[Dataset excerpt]
----

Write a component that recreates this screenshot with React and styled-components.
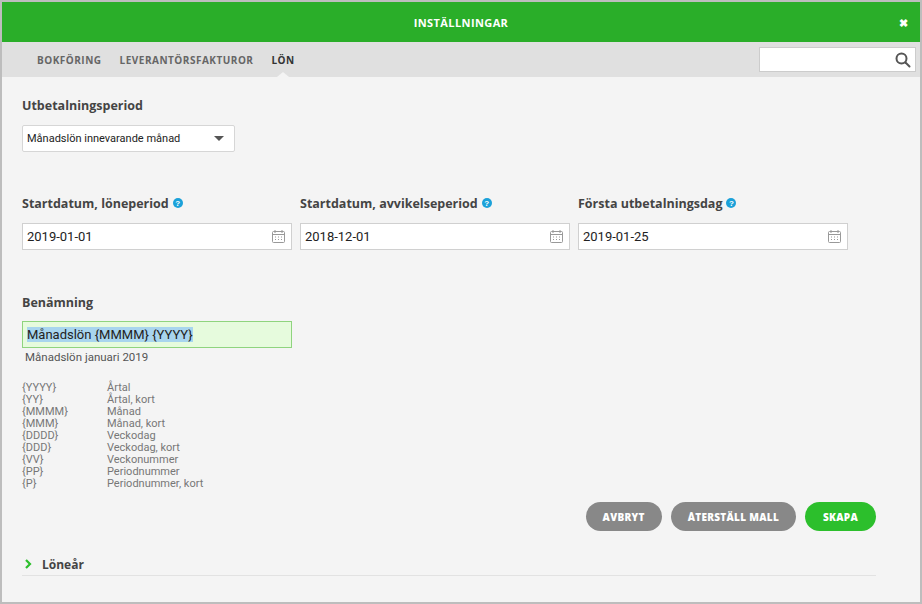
import React from 'react';
import styled, { createGlobalStyle } from 'styled-components';

const Global = createGlobalStyle`
  body { margin: 0; background: #bdbdbd; font-family: Roboto, "Liberation Sans", sans-serif; }
`;

const Modal = styled.div`
  margin: 2px;
  width: 918px;
  height: 600px;
  background: #f4f4f4;
  display: flex;
  flex-direction: column;
  overflow: hidden;
`;

const Header = styled.div`
  height: 40px;
  background: #2aae29;
  color: #fff;
  display: flex;
  align-items: center;
  justify-content: center;
  position: relative;
  font: 700 11px "Open Sans", sans-serif;
  letter-spacing: 0.4px;
`;

const Close = styled.span`
  position: absolute;
  right: 12px;
  top: 13px;
  font-size: 11px;
  font-weight: 700;
`;

const Tabs = styled.div`
  height: 35px;
  background: #e0e0e0;
  display: flex;
  align-items: center;
  padding-left: 35px;
  gap: 18px;
`;

const Tab = styled.div`
  font: 700 10px "Open Sans", sans-serif;
  letter-spacing: 0.5px;
  color: ${p => (p.$active ? '#333' : '#666')};
  height: 35px;
  display: flex;
  align-items: center;
  position: relative;
  ${p => p.$active && `
    &::after {
      content: ''; position: absolute; bottom: 0; left: 50%; margin-left: -6px;
      border: 6px solid transparent; border-bottom: 5px solid #f4f4f4; border-top: 0;
    }
  `}
`;

const Search = styled.div`
  margin-left: auto;
  margin-right: 4px;
  width: 157px;
  height: 25px;
  background: #fff;
  border: 1px solid #ccc;
  display: flex;
  align-items: center;
  justify-content: flex-end;
  padding-right: 4px;
  box-sizing: border-box;
`;

const Body = styled.div`
  padding: 0 20px 0 20px;
  display: flex;
  flex-direction: column;
`;

const Label = styled.div`
  font: 700 12.5px "Open Sans", sans-serif;
  color: #444;
  margin-top: ${p => p.$top}px;
  height: 18px;
  display: flex;
  align-items: center;
  gap: 4px;
`;

const Help = styled.span`
  width: 10px; height: 10px; border-radius: 50%;
  background: #1ba1d9; color: #fff;
  font: 700 8px "Liberation Sans", sans-serif;
  display: inline-flex; align-items: center; justify-content: center;
`;

const Select = styled.div`
  margin-top: 11px;
  width: 213px;
  height: 27px;
  background: #fff;
  border: 1px solid #d6d6d6;
  border-radius: 2px;
  box-sizing: border-box;
  display: flex;
  align-items: center;
  justify-content: space-between;
  padding: 0 10px 0 4px;
  font-size: 11px;
  color: #222;
`;

const Caret = styled.span`
  border: 5px solid transparent;
  border-top: 5px solid #555;
  border-bottom: 0;
`;

const Row = styled.div`
  display: flex;
  gap: 8px;
`;

const Col = styled.div`
  width: 270px;
  display: flex;
  flex-direction: column;
`;

const Input = styled.div`
  margin-top: ${p => p.$mt}px;
  height: 27px;
  width: 270px;
  box-sizing: border-box;
  background: ${p => (p.$green ? '#e6fbdd' : '#fff')};
  border: 1px solid ${p => (p.$green ? '#8fd47e' : '#d0d0d0')};
  display: flex;
  align-items: center;
  justify-content: space-between;
  padding: 0 5px 0 4px;
  font-size: 13px;
  color: #222;
`;

const Sel = styled.span`
  background: #a8d5ee;
`;

const Preview = styled.div`
  font-size: 11.5px;
  color: #555;
  margin: 2px 0 0 3px;
`;

const Legend = styled.div`
  margin-top: 18px;
  display: grid;
  grid-template-columns: 85px auto;
  font-size: 11px;
  line-height: 12px;
  color: #777;
`;

const Actions = styled.div`
  display: flex;
  justify-content: flex-end;
  gap: 9px;
  margin: 12px 24px 0 0;
`;

const Btn = styled.div`
  height: 29px;
  padding: 0 ${p => p.$pad}px;
  border-radius: 15px;
  background: ${p => (p.$primary ? '#2cbf2c' : '#888')};
  color: #fff;
  font: 800 10px "Open Sans", sans-serif;
  letter-spacing: 0.3px;
  display: flex;
  align-items: center;
`;

const Section = styled.div`
  margin: 22px 24px 0 0;
  border-bottom: 1px solid #e2e2e2;
  height: 22px;
  display: flex;
  align-items: center;
  gap: 10px;
  font: 700 12px "Open Sans", sans-serif;
  color: #444;
  padding-left: 2px;
`;

const Cal = () => (
  <svg width="15" height="15" viewBox="0 0 15 15" fill="none" stroke="#999">
    <rect x="1.5" y="2.5" width="12" height="11" rx="1" />
    <line x1="1.5" y1="5.5" x2="13.5" y2="5.5" />
    <path d="M4 1v3M11 1v3M4 8h1M7 8h1M10 8h1M4 10.5h1M7 10.5h1M10 10.5h1" />
  </svg>
);

const legend = [
  ['{YYYY}', 'Årtal'], ['{YY}', 'Årtal, kort'], ['{MMMM}', 'Månad'], ['{MMM}', 'Månad, kort'],
  ['{DDDD}', 'Veckodag'], ['{DDD}', 'Veckodag, kort'], ['{VV}', 'Veckonummer'],
  ['{PP}', 'Periodnummer'], ['{P}', 'Periodnummer, kort'],
];

const dates = [
  ['Startdatum, löneperiod', '2019-01-01'],
  ['Startdatum, avvikelseperiod', '2018-12-01'],
  ['Första utbetalningsdag', '2019-01-25'],
];

export default function App() {
  return (
    <>
      <Global />
      <Modal>
        <Header>
          INSTÄLLNINGAR
          <Close>✖</Close>
        </Header>
        <Tabs>
          <Tab>BOKFÖRING</Tab>
          <Tab>LEVERANTÖRSFAKTUROR</Tab>
          <Tab $active>LÖN</Tab>
          <Search>
            <svg width="16" height="16" viewBox="0 0 16 16" fill="none" stroke="#555" strokeWidth="2">
              <circle cx="6.5" cy="6.5" r="5" />
              <path d="M10.5 10.5l4 4" strokeLinecap="round" />
            </svg>
          </Search>
        </Tabs>
        <Body>
          <Label $top={19}>Utbetalningsperiod</Label>
          <Select>
            Månadslön innevarande månad
            <Caret />
          </Select>
          <Row>
            {dates.map(([l, v]) => (
              <Col key={l}>
                <Label $top={42}>{l} <Help>?</Help></Label>
                <Input $mt={11}>{v}<Cal /></Input>
              </Col>
            ))}
          </Row>
          <Label $top={43}>Benämning</Label>
          <Input $mt={10} $green>
            <Sel>Månadslön {'{MMMM}'} {'{YYYY}'}</Sel>
          </Input>
          <Preview>Månadslön januari 2019</Preview>
          <Legend>
            {legend.map(([k, v]) => (
              <React.Fragment key={k}>
                <span>{k}</span>
                <span>{v}</span>
              </React.Fragment>
            ))}
          </Legend>
          <Actions>
            <Btn $pad={17}>AVBRYT</Btn>
            <Btn $pad={17}>ÅTERSTÄLL MALL</Btn>
            <Btn $pad={18} $primary>SKAPA</Btn>
          </Actions>
          <Section>
            <svg width="8" height="10" viewBox="0 0 8 10" fill="none" stroke="#2cbf2c" strokeWidth="2.2">
              <path d="M2 1l4 4-4 4" />
            </svg>
            Löneår
          </Section>
        </Body>
      </Modal>
    </>
  );
}
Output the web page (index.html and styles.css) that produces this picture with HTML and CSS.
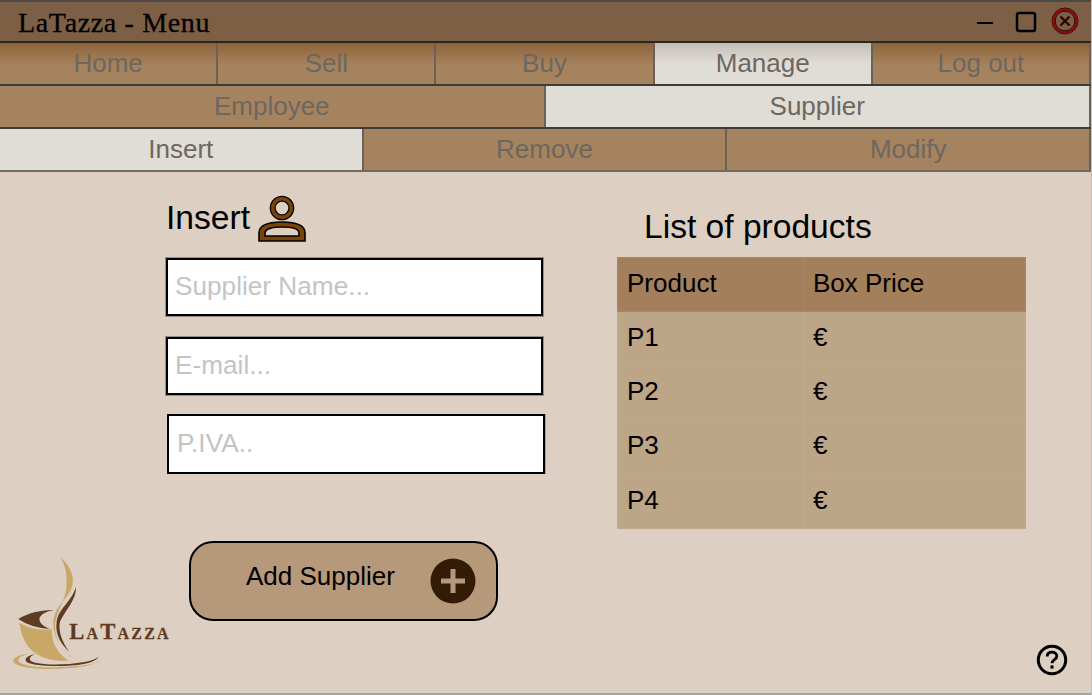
FILE: index.html
```html
<!doctype html>
<html>
  <head>
    <meta charset="utf-8">
    <title>LaTazza - Menu</title>
    <link rel="stylesheet" href="styles.css">
  </head>
  <body>
    <header class="titlebar">
      <span class="title">LaTazza - Menu</span>
      <div class="winbtns">
        <svg class="win-min" width="16" height="4" viewBox="0 0 16 4"><path d="M0 2h16" stroke="#000" stroke-width="2"/></svg>
        <svg width="22" height="22" viewBox="0 0 22 22"><rect x="2" y="2" width="18" height="18" rx="2" fill="none" stroke="#000" stroke-width="2.5"/></svg>
        <svg class="win-close" width="28" height="28" viewBox="0 0 28 28">
          <circle cx="14" cy="14" r="13" fill="none" stroke="#2a0d08" stroke-width="1"/>
          <circle cx="14" cy="14" r="11.4" fill="none" stroke="#8c0a0a" stroke-width="2.4"/>
          <circle cx="14" cy="14" r="9.8" fill="none" stroke="#2a0d08" stroke-width="1"/>
          <path d="M9.5 9.5l9 9M18.5 9.5l-9 9" stroke="#2c0505" stroke-width="2.4"/>
        </svg>
      </div>
    </header>

    <nav class="tabs tabs-main">
      <a class="tab">Home</a>
      <a class="tab">Sell</a>
      <a class="tab">Buy</a>
      <a class="tab active">Manage</a>
      <a class="tab">Log out</a>
    </nav>
    <nav class="tabs">
      <a class="tab">Employee</a>
      <a class="tab active">Supplier</a>
    </nav>
    <nav class="tabs tabs-last">
      <a class="tab active">Insert</a>
      <a class="tab">Remove</a>
      <a class="tab">Modify</a>
    </nav>

    <main class="content">
      <div class="columns">
        <form class="supplier-form">
          <div class="form-head">
            <h2>Insert</h2>
            <svg class="user-icon" width="50" height="48" viewBox="0 0 50 48">
              <circle cx="25" cy="13" r="9.3" fill="none" stroke="#000" stroke-width="6"/>
              <circle cx="25" cy="13" r="9.3" fill="none" stroke="#7a4308" stroke-width="3.4"/>
              <path fill-rule="evenodd" d="M2 46V38C2 31 10 27 25 27S48 31 48 38V46ZM8 41H42V38C42 34 35 32 25 32S8 34 8 38Z" fill="#7a4308" stroke="#000" stroke-width="1.6"/>
            </svg>
          </div>
          <input class="field" type="text" placeholder="Supplier Name...">
          <input class="field" type="text" placeholder="E-mail...">
          <input class="field field-shift" type="text" placeholder="P.IVA..">
        </form>

        <section class="products">
          <h2>List of products</h2>
          <table>
            <thead>
              <tr><th>Product</th><th>Box Price</th></tr>
            </thead>
            <tbody>
              <tr><td>P1</td><td>€</td></tr>
              <tr><td>P2</td><td>€</td></tr>
              <tr><td>P3</td><td>€</td></tr>
              <tr><td>P4</td><td>€</td></tr>
            </tbody>
          </table>
        </section>
      </div>

      <div class="bottom">
        <svg class="logo" width="180" height="153" viewBox="0 0 540 459">
          <path fill="#c8a767" d="M180 50C215 80 228 120 212 150C195 185 160 205 160 250C160 300 190 330 225 358C190 335 165 300 165 262C165 215 195 190 199 140C202 105 198 80 180 50Z"/>
          <path fill="#5f3b22" d="M228 140C230 180 192 215 180 245C174 270 185 305 208 335C180 310 165 280 170 245C175 205 215 185 228 140Z"/>
          <path fill="#c8a767" d="M58 248C90 268 125 270 155 268C155 300 165 335 205 362C150 365 110 350 85 320C70 300 62 275 58 248Z"/>
          <path fill="#5f3b22" d="M55 237C85 218 125 210 162 210C135 215 120 225 118 237C118 250 135 262 150 267C115 265 80 255 55 237Z"/>
          <path fill="#c8a767" d="M90 340C55 345 35 355 40 365C50 385 130 390 200 385C255 382 300 370 302 358C295 375 230 380 170 382C110 385 60 375 55 362C55 352 70 345 90 340Z"/>
          <path fill="#5f3b22" d="M105 343C80 347 72 358 80 366C100 380 200 382 250 372C275 367 292 360 295 350C285 362 240 370 190 373C140 375 95 370 90 360C88 352 95 347 105 343Z"/>
          <text class="logo-text" x="208" y="296">LaTazza</text>
        </svg>

        <button class="add-btn" type="button">
          <span class="add-label">Add Supplier</span>
          <svg width="46" height="46" viewBox="0 0 46 46">
            <circle cx="23" cy="23" r="22.5" fill="#331c06"/>
            <path d="M23 11v24M11 23h24" stroke="#b6987a" stroke-width="5"/>
          </svg>
        </button>

        <svg class="help" width="32" height="32" viewBox="0 0 32 32">
          <circle cx="16" cy="16" r="13.7" fill="none" stroke="#000" stroke-width="3"/>
          <path d="M11.2 12.6C11.2 9.8 13.2 8.2 16 8.2S20.8 9.8 20.8 12.2C20.8 15.6 16 15.6 16 19.2" fill="none" stroke="#000" stroke-width="2.8"/>
          <path d="M16 21.4v3.2" stroke="#000" stroke-width="3"/>
        </svg>
      </div>
    </main>
  </body>
</html>
```

FILE: styles.css
```css
html, body { margin: 0; padding: 0; }
body {
  box-sizing: border-box;
  width: 1092px;
  height: 695px;
  overflow: hidden;
  background-color: #ddd0c3;
  border-right: 1px solid #c2bfbb;
  font-family: "Liberation Sans", Arial, sans-serif;
  color: #000;
}

.titlebar {
  box-sizing: border-box;
  height: 43px;
  display: flex;
  align-items: center;
  justify-content: space-between;
  padding-left: 18px;
  background-color: #7d5f45;
  border-top: 2px solid #4b4a48;
  border-bottom: 2px solid #2b2622;
}
.title {
  padding-top: 3px;
  font-family: "Liberation Serif", serif;
  font-size: 28px;
  letter-spacing: .65px;
  -webkit-text-stroke: .3px #000;
}
.winbtns { display: flex; align-items: center; gap: 14px; padding-right: 12px; }
.win-min { margin: 2px 8px 0 0; }
.win-close { margin-top: -2px; }

.tabs {
  box-sizing: border-box;
  height: 43px;
  display: flex;
  border-bottom: 2px solid #3f3b37;
}
.tab {
  box-sizing: border-box;
  flex: 1;
  display: flex;
  align-items: center;
  justify-content: center;
  font-size: 26px;
  color: #6d675f;
  background-color: #a5835f;
  border-right: 2px solid #68625b;
}
.tab.active { background-color: #e0dcd6; }
.tabs-main .tab { background-image: linear-gradient(#8f653a, #a5835f 55%); }
.tabs-main .tab.active { background-image: linear-gradient(#c4beb6, #e0dcd6 50%); }
.tabs-last { border-bottom-color: #6f6a64; }

.content {
  box-sizing: border-box;
  height: 523px;
  display: flex;
  flex-direction: column;
  border-bottom: 2px solid #a8a5a1;
}
.columns { height: 368px; display: flex; }

h2 { margin: 0; font-weight: normal; font-size: 33.6px; }

.supplier-form {
  width: 380px;
  margin-left: 166px;
  display: flex;
  flex-direction: column;
  align-items: flex-start;
  gap: 21px;
}
.form-head {
  box-sizing: border-box;
  height: 65px;
  padding-top: 27px;
  display: flex;
  align-items: center;
  gap: 7px;
}
.user-icon { margin-top: 2px; }
.field {
  box-sizing: border-box;
  width: 377px;
  height: 58px;
  padding: 0 7px 2px;
  border: 2px solid #000;
  box-shadow: 0 0 0 1px rgba(60, 60, 60, .45);
  background-color: #fff;
  font-family: inherit;
  font-size: 26.2px;
  outline: none;
}
.field::placeholder { color: #c4c4c4; opacity: 1; }
.field-shift {
  width: 378px;
  height: 60px;
  margin: -2px 0 0 1px;
  padding-left: 8px;
  box-shadow: 1px 0 0 #a89f95;
}

.products { width: 409px; margin-left: 71px; }
.products h2 { height: 85px; box-sizing: border-box; padding: 36px 0 0 27px; }
table { width: 100%; border-collapse: collapse; table-layout: fixed; font-size: 26px; }
th, td {
  height: 54px;
  padding: 0 9px 2px;
  text-align: left;
  font-weight: normal;
  box-sizing: border-box;
  border: 1px solid #c0a98d;
}
th:first-child { width: 186px; }
th { background-color: #a37f5b; border-color: #a98662; }
td { background-color: #bda588; }
tbody tr:last-child td { height: 55px; }

.bottom { flex: 1; display: flex; align-items: flex-start; }
.logo { flex: none; }
.logo-text {
  font-family: "Liberation Serif", serif;
  font-size: 68px;
  font-weight: bold;
  font-variant: small-caps;
  letter-spacing: 6.5px;
  fill: #5f3b22;
  stroke: #5f3b22;
  stroke-width: .8px;
}
.add-btn {
  box-sizing: border-box;
  width: 309px;
  height: 80px;
  margin: 1px 0 0 9px;
  padding: 0 20px 0 55px;
  display: flex;
  align-items: center;
  justify-content: space-between;
  background-color: #b6987a;
  border: 2px solid #000;
  border-radius: 24px;
  font-family: inherit;
  font-size: 26px;
  color: #000;
}
.add-label { margin-top: -9px; }
.help { margin: 104px 23px 0 auto; }
```
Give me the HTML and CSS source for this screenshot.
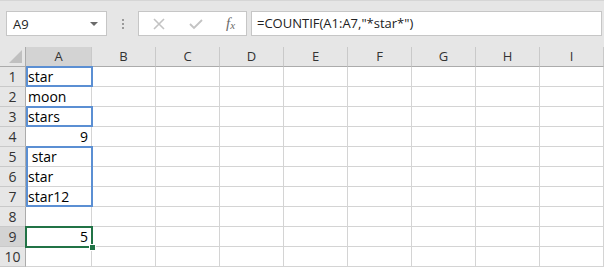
FILE: index.html
```html
<!DOCTYPE html>
<html>
<head>
	<meta charset="UTF-8">
	<title>COUNTIF</title>
	<link rel="stylesheet" href="styles.css">
</head>
<body>
	<div class="toolbar">
		<div class="namebox">
			<span>A9</span>
			<span class="arrow"></span>
		</div>
		<div class="dots"><i></i><i></i><i></i></div>
		<div class="tools">
			<svg width="14" height="14" viewBox="0 0 14 14"><path d="M2 2 L12 12 M12 2 L2 12" stroke="#c3c3c3" stroke-width="1.6"/></svg>
			<svg width="16" height="14" viewBox="0 0 16 14"><path d="M2 7 L6 11 L14 3" stroke="#c3c3c3" stroke-width="1.8" fill="none"/></svg>
			<span class="fx">f<sub>x</sub></span>
		</div>
		<div class="formula">=COUNTIF(A1:A7,"*star*")</div>
	</div>

	<div class="sheet">
		<div class="corner"><span class="tri"></span></div>
		<div class="colhead sel">A</div>
		<div class="colhead">B</div>
		<div class="colhead">C</div>
		<div class="colhead">D</div>
		<div class="colhead">E</div>
		<div class="colhead">F</div>
		<div class="colhead">G</div>
		<div class="colhead">H</div>
		<div class="colhead">I</div>

		<div class="rowhead">1</div><div class="cell">star</div><div class="cell"></div><div class="cell"></div><div class="cell"></div><div class="cell"></div><div class="cell"></div><div class="cell"></div><div class="cell"></div><div class="cell"></div>
		<div class="rowhead">2</div><div class="cell">moon</div><div class="cell"></div><div class="cell"></div><div class="cell"></div><div class="cell"></div><div class="cell"></div><div class="cell"></div><div class="cell"></div><div class="cell"></div>
		<div class="rowhead">3</div><div class="cell">stars</div><div class="cell"></div><div class="cell"></div><div class="cell"></div><div class="cell"></div><div class="cell"></div><div class="cell"></div><div class="cell"></div><div class="cell"></div>
		<div class="rowhead">4</div><div class="cell num">9</div><div class="cell"></div><div class="cell"></div><div class="cell"></div><div class="cell"></div><div class="cell"></div><div class="cell"></div><div class="cell"></div><div class="cell"></div>
		<div class="rowhead">5</div><div class="cell">&nbsp;star</div><div class="cell"></div><div class="cell"></div><div class="cell"></div><div class="cell"></div><div class="cell"></div><div class="cell"></div><div class="cell"></div><div class="cell"></div>
		<div class="rowhead">6</div><div class="cell">star</div><div class="cell"></div><div class="cell"></div><div class="cell"></div><div class="cell"></div><div class="cell"></div><div class="cell"></div><div class="cell"></div><div class="cell"></div>
		<div class="rowhead">7</div><div class="cell">star12</div><div class="cell"></div><div class="cell"></div><div class="cell"></div><div class="cell"></div><div class="cell"></div><div class="cell"></div><div class="cell"></div><div class="cell"></div>
		<div class="rowhead">8</div><div class="cell"></div><div class="cell"></div><div class="cell"></div><div class="cell"></div><div class="cell"></div><div class="cell"></div><div class="cell"></div><div class="cell"></div><div class="cell"></div>
		<div class="rowhead sel">9</div><div class="cell num">5</div><div class="cell"></div><div class="cell"></div><div class="cell"></div><div class="cell"></div><div class="cell"></div><div class="cell"></div><div class="cell"></div><div class="cell"></div>
		<div class="rowhead">10</div><div class="cell"></div><div class="cell"></div><div class="cell"></div><div class="cell"></div><div class="cell"></div><div class="cell"></div><div class="cell"></div><div class="cell"></div><div class="cell"></div>

		<!-- riquadri sopra le celle -->
		<div class="range r1"></div>
		<div class="range r3"></div>
		<div class="range r5"></div>
		<div class="active"><span class="handle"></span></div>
	</div>
</body>
</html>
```
FILE: styles.css
```css
*{
    box-sizing: border-box;
}
body{
    margin: 0;
    width: 604px;
    height: 267px;
    overflow: hidden;
    background-color: white;
    font-family: "Open Sans", "Noto Sans", sans-serif;
}

/* barra della formula */
.toolbar{
    height: 47px;
    background-color: #e6e6e6;
    border-top: 1px solid #d6d6d6;
    display: flex;
    align-items: flex-start;
    padding: 10px 2px 0 6px;
}
.namebox{
    width: 101px;
    height: 25px;
    background-color: white;
    border: 1px solid #c6c6c6;
    display: flex;
    align-items: center;
    justify-content: space-between;
    padding: 0 8px 0 6px;
    font-size: 13px;
    color: #222;
}
.arrow{
    width: 0;
    height: 0;
    border-left: 4px solid transparent;
    border-right: 4px solid transparent;
    border-top: 4px solid #6a6a6a;
}
.dots{
    width: 31px;
    height: 25px;
    display: flex;
    flex-direction: column;
    align-items: center;
    justify-content: center;
    gap: 2px;
}
.dots i{
    width: 2px;
    height: 2px;
    background-color: #9a9a9a;
}
.tools{
    width: 109px;
    height: 25px;
    background-color: white;
    border: 1px solid #c6c6c6;
    display: flex;
    align-items: center;
    padding: 0 6px 0 13px;
    gap: 22px;
}
.fx{
    font-family: "Liberation Serif", serif;
    font-style: italic;
    font-size: 15px;
    color: #6a6a6a;
    margin-left: 0;
    line-height: 1;
}
.fx sub{
    font-size: 11px;
    vertical-align: -1px;
}
.formula{
    flex: 1;
    margin-left: 4px;
    height: 25px;
    background-color: white;
    border: 1px solid #c6c6c6;
    font-size: 13px;
    color: #222;
    padding: 2px 5px;
}

/* foglio */
.sheet{
    position: relative;
    display: grid;
    grid-template-columns: 26px 66px repeat(8, 64px);
    grid-template-rows: repeat(11, 20px);
    font-size: 14px;
}
.corner{
    background-color: #e6e6e6;
    border-right: 1px solid #ababab;
    border-bottom: 1px solid #ababab;
    position: relative;
}
.tri{
    position: absolute;
    right: 3px;
    bottom: 3px;
    width: 0;
    height: 0;
    border-left: 13px solid transparent;
    border-bottom: 13px solid #c0c0c0;
}
.colhead{
    background-color: #e6e6e6;
    border-right: 1px solid #c9c9c9;
    border-bottom: 1px solid #ababab;
    text-align: center;
    line-height: 19px;
    font-size: 13px;
    color: #333;
}
.rowhead{
    background-color: #e6e6e6;
    border-right: 1px solid #ababab;
    border-bottom: 1px solid #c9c9c9;
    text-align: center;
    line-height: 19px;
    color: #333;
}
.colhead.sel, .rowhead.sel{
    background-color: #d3d3d3;
}
.cell{
    border-right: 1px solid #d4d4d4;
    border-bottom: 1px solid #d4d4d4;
    line-height: 19px;
    padding-left: 2px;
    color: black;
    white-space: pre;
}
.cell.num{
    text-align: right;
    padding-right: 3px;
}

.range{
    position: absolute;
    left: 26px;
    width: 67px;
    border: 2px solid #5b8fd3;
}
.r1{
    top: 19px;
    height: 21px;
}
.r3{
    top: 59px;
    height: 21px;
}
.r5{
    top: 99px;
    height: 61px;
}
.active{
    position: absolute;
    left: 25px;
    top: 179px;
    width: 68px;
    height: 22px;
    border: 2px solid #217346;
}
.handle{
    position: absolute;
    right: -5px;
    bottom: -5px;
    width: 7px;
    height: 7px;
    background-color: #217346;
    border: 1px solid white;
}
```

----

→ EXERCISE REQUIREMENTS
Filter the records above for "components" and copy every matching line.

→ RESULT OF THE EXERCISE
Write a component that recreates this screenshot with React and styled-components.
import styled, { createGlobalStyle } from 'styled-components';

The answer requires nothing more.